Study questions use of mice in medical tests

Published: February 12, 2013 

But now, scientists report stunning evidence that the mouse model has been misleading for at least three major killers - sepsis, burns and trauma.

As a result, years and billions of dollars have been wasted following false leads, they say.

The study does not mean that mice are useless models for all human diseases. But, its authors said, it does raise troubling questions about diseases like the ones in the study that involve the immune system, including cancer and heart disease.

"Our article raises at least the possibility that a parallel situation may be present," said Dr. H. Shaw Warren, a sepsis researcher at Massachusetts General Hospital and a lead author of the new study.
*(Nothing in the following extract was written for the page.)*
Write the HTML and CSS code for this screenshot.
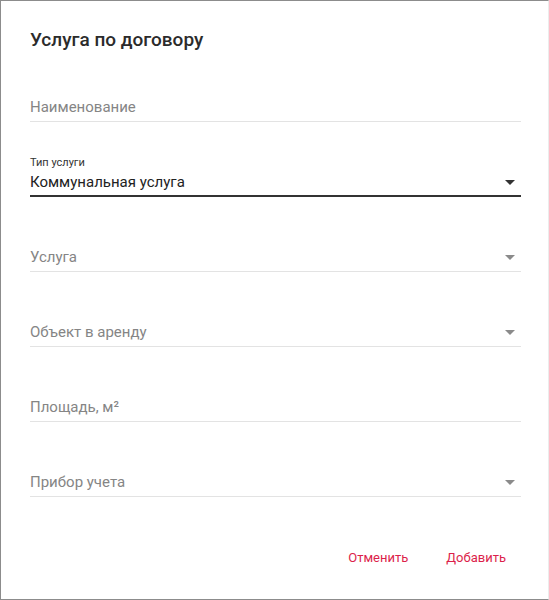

The paper, published Monday in the Proceedings of the National Academy of Sciences, helps explain why every one of nearly 150 drugs tested at huge expense in patients with sepsis has failed. The drug tests all were based on studies in mice. And mice, it turns out, have a disease that looks like sepsis in humans but is very different from the human disease.

Medical experts not associated with the study said that the findings should change the course of research worldwide for a deadly and frustrating disorder. Sepsis, a potentially deadly reaction that occurs as the body tries to fight an infection, afflicts 750,000 patients a year in the United States, kills a quarter to half of them and costs the nation $17 billion a year. It is the leading cause of death in hospital intensive care units.

"This is a game changer," said Dr. Mitchell Fink, a sepsis expert at the University of California, Los Angeles, of the new study.

"When I read the paper, I was stunned by just how bad the mouse data are," Fink said. "It's really amazing - no correlation at all. These data are so persuasive and so robust that I think funding agencies are going to take note."

Until now, he said, "to get funding, you had to propose experiments using the mouse model."

Yet there was always one major clue that mice might not really mimic humans in this regard: It is very hard to kill a mouse with a bacterial infection. Mice need 1 million times more bacteria in their blood than what would kill a person.

The new study took 10 years and involved 39 researchers from across the country.